More than 11 years after his son, Lt. Hadar Goldin, 20, was killed and abducted by Hamas in the Gaza Strip during Operation Protective Edge, Professor Simcha Goldin says the State of Israel still has a moral and national duty to bring him home.
“Hadar is the first hostage,” Goldin told the Hebrew national religious weekly Shvi’i in an interview due to be published on Friday. “My son has been held in Gaza for 4,116 days—11 years and three months. We won’t stop until he returns.”
Goldin, a historian at Tel Aviv University, has been a central figure in the struggle to bring back the bodies of Hadar and Staff Sgt. Oron Shaul, 20, held by the terrorist group since 2014. Shaul’s body was retrieved by the IDF from Gaza on Jan. 19 and returned to Israel for burial.
Goldin’s remarks followed reports that the terror group had provided information on the burial sites of some of the eight remaining hostages’ bodies—seven civilians and his son, the last hostage taken during active IDF service. On Tuesday, Israel identified the returned remains of Israeli-American Itay Chen, a staff sergeant in the IDF, whom Hamas terrorists killed in battle at Kibbutz Nir Oz on Oct. 7, 2023.
IDF Chief of Staff Lt.

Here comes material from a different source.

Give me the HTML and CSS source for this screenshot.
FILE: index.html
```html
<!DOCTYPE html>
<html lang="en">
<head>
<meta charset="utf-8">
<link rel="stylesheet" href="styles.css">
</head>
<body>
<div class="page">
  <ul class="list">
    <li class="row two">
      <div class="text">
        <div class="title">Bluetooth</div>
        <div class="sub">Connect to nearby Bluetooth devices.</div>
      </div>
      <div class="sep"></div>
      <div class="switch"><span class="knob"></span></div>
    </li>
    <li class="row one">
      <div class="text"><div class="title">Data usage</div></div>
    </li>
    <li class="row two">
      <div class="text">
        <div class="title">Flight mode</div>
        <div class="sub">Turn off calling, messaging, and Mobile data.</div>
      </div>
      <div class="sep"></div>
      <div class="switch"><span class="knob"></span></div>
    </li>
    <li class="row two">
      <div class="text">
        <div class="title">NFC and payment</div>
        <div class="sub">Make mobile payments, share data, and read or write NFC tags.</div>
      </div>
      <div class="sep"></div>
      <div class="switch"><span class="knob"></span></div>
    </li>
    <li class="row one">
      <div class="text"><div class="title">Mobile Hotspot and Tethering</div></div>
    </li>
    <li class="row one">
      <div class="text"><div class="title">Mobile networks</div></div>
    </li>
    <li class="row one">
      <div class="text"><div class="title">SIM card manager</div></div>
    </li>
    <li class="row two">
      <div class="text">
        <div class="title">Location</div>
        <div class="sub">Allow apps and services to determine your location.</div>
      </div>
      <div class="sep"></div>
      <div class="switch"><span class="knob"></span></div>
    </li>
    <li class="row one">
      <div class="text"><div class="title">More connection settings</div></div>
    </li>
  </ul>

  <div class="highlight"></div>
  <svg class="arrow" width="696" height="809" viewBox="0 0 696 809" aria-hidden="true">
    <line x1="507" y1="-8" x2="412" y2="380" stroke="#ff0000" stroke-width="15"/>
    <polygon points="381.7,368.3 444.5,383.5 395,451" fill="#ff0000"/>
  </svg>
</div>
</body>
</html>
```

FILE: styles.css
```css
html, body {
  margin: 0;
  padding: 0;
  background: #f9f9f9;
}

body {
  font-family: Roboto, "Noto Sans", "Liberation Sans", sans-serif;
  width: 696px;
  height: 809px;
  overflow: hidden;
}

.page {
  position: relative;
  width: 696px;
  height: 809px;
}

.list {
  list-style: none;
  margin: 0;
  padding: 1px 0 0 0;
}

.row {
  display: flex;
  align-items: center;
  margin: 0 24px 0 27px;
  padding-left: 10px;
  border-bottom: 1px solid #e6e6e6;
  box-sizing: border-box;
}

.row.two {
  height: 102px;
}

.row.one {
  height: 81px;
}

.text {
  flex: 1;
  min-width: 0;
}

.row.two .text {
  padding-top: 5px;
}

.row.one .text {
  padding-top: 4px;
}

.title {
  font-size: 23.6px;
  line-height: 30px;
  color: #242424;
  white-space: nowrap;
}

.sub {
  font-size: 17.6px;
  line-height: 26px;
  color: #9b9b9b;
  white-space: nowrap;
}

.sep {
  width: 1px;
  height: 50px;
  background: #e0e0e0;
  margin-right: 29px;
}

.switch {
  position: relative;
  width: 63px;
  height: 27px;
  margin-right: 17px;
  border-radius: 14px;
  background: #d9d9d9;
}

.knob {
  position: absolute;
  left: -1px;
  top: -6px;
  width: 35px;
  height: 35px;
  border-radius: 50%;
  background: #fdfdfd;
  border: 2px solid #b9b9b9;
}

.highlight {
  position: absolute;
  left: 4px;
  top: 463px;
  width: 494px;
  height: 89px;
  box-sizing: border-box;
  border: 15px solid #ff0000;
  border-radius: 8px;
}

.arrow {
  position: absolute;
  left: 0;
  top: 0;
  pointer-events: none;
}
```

Gen Eyal Zamir urged the political echelon on Tuesday to consider releasing 200 Hamas terrorists trapped in IDF-controlled parts of Gaza in exchange for Goldin’s body.

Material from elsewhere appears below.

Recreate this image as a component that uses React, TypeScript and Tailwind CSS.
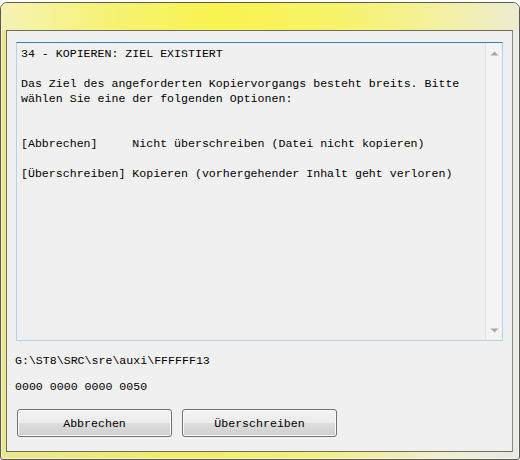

His father called on Israeli Prime Minister Benjamin Netanyahu to make sure that his son’s remains are returned to Israel for burial, especially after the government had agreed to free “every terrorist involved in his death” as part of the hostage deal that ended the war.

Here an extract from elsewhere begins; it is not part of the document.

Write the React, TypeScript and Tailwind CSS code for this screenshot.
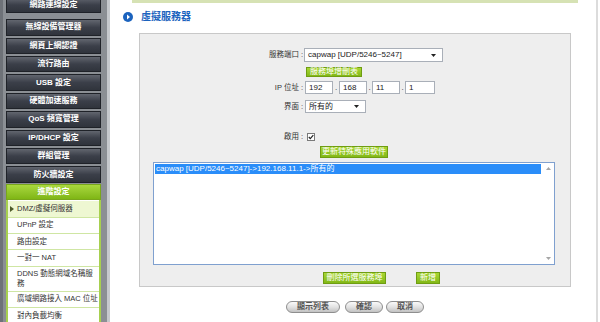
import React from "react";

const navItems = [
  "無線設備管理器",
  "網頁上網認證",
  "流行路由",
  "USB 設定",
  "硬體加速服務",
  "QoS 頻寬管理",
  "IP/DHCP 設定",
  "群組管理",
  "防火牆設定",
];

function NavButton({ label, className = "" }: { label: string; className?: string }) {
  return (
    <div
      className={
        "flex h-[16.4px] w-[95px] shrink-0 items-center justify-center border border-[#1f2228] bg-gradient-to-b from-[#62666f] via-[#3b3f49] to-[#30343c] text-[8px] font-bold leading-none text-white " +
        className
      }
    >
      {label}
    </div>
  );
}

function SubItem({ children, active = false, tall = false }: { children: React.ReactNode; active?: boolean; tall?: boolean }) {
  return (
    <div
      className={`relative flex shrink-0 items-center border-b border-[#cfe6a3] pl-[9px] text-[7.5px] leading-[10px] text-[#333] ${
        tall ? "h-[25px]" : "h-[16.3px]"
      } ${active ? "bg-[#eef7d2]" : "bg-white"}`}
    >
      {active && (
        <svg className="absolute left-[2px] top-[5px]" width="4" height="6" viewBox="0 0 4 6">
          <path d="M0 0 L4 3 L0 6 Z" fill="#4d5a2a" />
        </svg>
      )}
      <div>{children}</div>
    </div>
  );
}

function Sidebar() {
  return (
    <div className="flex h-full w-[110px] shrink-0 flex-col border-l-[3px] border-r-[3px] border-l-[#6e7278] border-r-[#c6c9cd] bg-[#8b8f94] pl-[3px]">
      <NavButton label="網路連線設定" className="mt-[-3px] h-[16px]" />
      <div className="mt-[6.3px] flex flex-col gap-[2px]">
        {navItems.map((n) => (
          <NavButton key={n} label={n} />
        ))}
      </div>
      <div className="mt-[1.6px] flex w-[95px] flex-col">
        <div className="flex h-[16px] items-center justify-center border border-[#79a61c] bg-gradient-to-b from-[#a9d83c] to-[#7fb614] text-[8px] font-bold leading-none text-white">
          進階設定
        </div>
        <div className="flex flex-col border-x-2 border-[#a7d04f] bg-white pt-[1px]">
          <SubItem active>DMZ/虛擬伺服器</SubItem>
          <SubItem>UPnP 設定</SubItem>
          <SubItem>路由設定</SubItem>
          <SubItem>一對一 NAT</SubItem>
          <SubItem tall>
            <div className="whitespace-nowrap">DDNS 動態網域名稱服</div>
            <div>務</div>
          </SubItem>
          <SubItem>
            <span className="whitespace-nowrap">廣域網路接入 MAC 位址</span>
          </SubItem>
          <SubItem>對內負載均衡</SubItem>
        </div>
      </div>
    </div>
  );
}

function Arrow({ up = false }: { up?: boolean }) {
  return (
    <svg width="5" height="3" viewBox="0 0 5 3">
      <path d={up ? "M0 3 L2.5 0 L5 3 Z" : "M0 0 L5 0 L2.5 3 Z"} fill="#222" />
    </svg>
  );
}

function GreenButton({ label, className = "" }: { label: string; className?: string }) {
  return (
    <div
      className={
        "flex items-center justify-center border border-[#6f9d12] bg-gradient-to-b from-[#a8d733] to-[#82b816] text-[8px] leading-none text-white " +
        className
      }
    >
      {label}
    </div>
  );
}

function Pill({ label, className = "" }: { label: string; className?: string }) {
  return (
    <div
      className={
        "flex h-[12px] items-center justify-center rounded-full border border-[#8e8e8e] bg-gradient-to-b from-[#fafafa] via-[#e2e2e2] to-[#c2c2c2] text-[8px] font-bold leading-none text-[#555] " +
        className
      }
    >
      {label}
    </div>
  );
}

function Box({ children, className = "" }: { children?: React.ReactNode; className?: string }) {
  return (
    <div className={"flex h-[13px] items-center border border-[#a9afb8] bg-white pl-[3px] text-[8px] leading-none text-[#222] " + className}>
      {children}
    </div>
  );
}

function Label({ text }: { text: string }) {
  return (
    <div className="w-[163px] shrink-0 text-right text-[7.5px] leading-none text-[#333]">
      {text}
      <span className="ml-[2px]">:</span>
    </div>
  );
}

export default function App() {
  return (
    <div className="flex h-[322px] w-[600px] overflow-hidden bg-white font-['Liberation_Sans','Noto_Sans_CJK_TC',sans-serif]">
      <Sidebar />
      <div className="flex w-[486px] shrink-0 flex-col">
        <div className="ml-[22px] h-[3px] w-[446px] bg-[#d6e2b4]" />
        <div className="flex h-[28px] items-center">
          <svg className="ml-[13px]" width="10" height="10" viewBox="0 0 10 10">
            <circle cx="5" cy="5" r="5" fill="#1b63be" />
            <path d="M4 2.6 L7 5 L4 7.4 Z" fill="#fff" />
          </svg>
          <span className="ml-[8px] text-[10px] font-bold leading-none text-[#1b63be]">虛擬服務器</span>
        </div>
        <div className="ml-[29px] mt-[2px] flex w-[432px] flex-col border border-[#c8c8c8] bg-[#eeeeee] pb-[2px]">
          <div className="mt-[14px] flex h-[14px] items-center">
            <Label text="服務端口" />
            <Box className="ml-[1px] h-[14px] w-[139px] justify-between pr-[6px]">
              <span>capwap [UDP/5246~5247]</span>
              <Arrow />
            </Box>
          </div>
          <div className="mt-[5px] flex h-[10px]">
            <GreenButton label="服務埠增刪表" className="ml-[166px] h-[10px] w-[56px]" />
          </div>
          <div className="mt-[4px] flex h-[13px] items-center text-[8px] text-[#333]">
            <Label text="IP 位址" />
            <Box className="ml-[2px] w-[28px]">192</Box>
            <span className="w-[6px] text-center">.</span>
            <Box className="w-[28px]">168</Box>
            <span className="w-[5px] text-center">.</span>
            <Box className="w-[28px]">11</Box>
            <span className="w-[5px] text-center">.</span>
            <Box className="w-[30px]">1</Box>
          </div>
          <div className="mt-[6px] flex h-[13px] items-center">
            <Label text="界面" />
            <Box className="ml-[2px] w-[61px] justify-between pr-[6px]">
              <span>所有的</span>
              <Arrow />
            </Box>
          </div>
          <div className="mt-[20px] flex h-[8px] items-center">
            <Label text="啟用" />
            <svg className="ml-[4px]" width="8" height="8" viewBox="0 0 8 8">
              <rect x="0.5" y="0.5" width="7" height="7" fill="#fff" stroke="#7a7a7a" />
              <path d="M1.8 4 L3.3 5.6 L6.3 2.2" fill="none" stroke="#222" strokeWidth="1.2" />
            </svg>
          </div>
          <div className="mt-[5px] flex h-[12px]">
            <GreenButton label="更新特殊應用軟件" className="ml-[180px] h-[12px] w-[68px]" />
          </div>
          <div className="ml-[13px] mt-[4px] flex h-[103px] w-[402px] border border-[#7fa0cf] bg-white">
            <div className="flex-1 p-[1px]">
              <div className="h-[10px] whitespace-nowrap bg-[#2a8df9] pl-[1px] text-[8px] leading-[10px] text-white">
                capwap [UDP/5246~5247]-&gt;192.168.11.1-&gt;所有的
              </div>
            </div>
            <div className="flex w-[12px] flex-col items-center justify-between py-[4px] opacity-40">
              <Arrow up />
              <Arrow />
            </div>
          </div>
          <div className="mt-[7px] flex h-[12px]">
            <GreenButton label="刪除所選服務埠" className="ml-[183px] h-[12px] w-[63px]" />
            <GreenButton label="新增" className="ml-[30px] h-[12px] w-[24px]" />
          </div>
        </div>
        <div className="mt-[14px] flex">
          <Pill label="顯示列表" className="ml-[176px] w-[54px]" />
          <Pill label="確認" className="ml-[5px] w-[38px]" />
          <Pill label="取消" className="ml-[3px] w-[38px]" />
        </div>
      </div>
      <div className="h-full w-[2px] shrink-0 bg-[#dcdcdc]" />
    </div>
  );
}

“When Hamas kidnapped Hadar, the state failed to act decisively. We said then: whoever doesn’t bring back the fallen will abandon the wounded, and later the living,” Goldin said. “The prime minister sends soldiers into battle; his duty is to bring them all back—alive or fallen. He hasn’t brought back Hadar, even after releasing every terrorist involved in his death.”
Recalling the immediate aftermath of the Oct. 7 massacre, Goldin said his family had helped to establish a crisis center for newly bereaved and abducted families. “We knew the state wouldn’t be ready,” he said. “We had to act.”
Despite his pain, Goldin expressed faith in Israel’s younger generation. “Change always comes from the bottom up,” he said. “The soldiers—regulars and reservists—are the future leadership. In the future, no soldier, alive, wounded or fallen, will be left in enemy hands.”
He added, “Victory will mean that, as a society, we understand that no one is ever abandoned again.”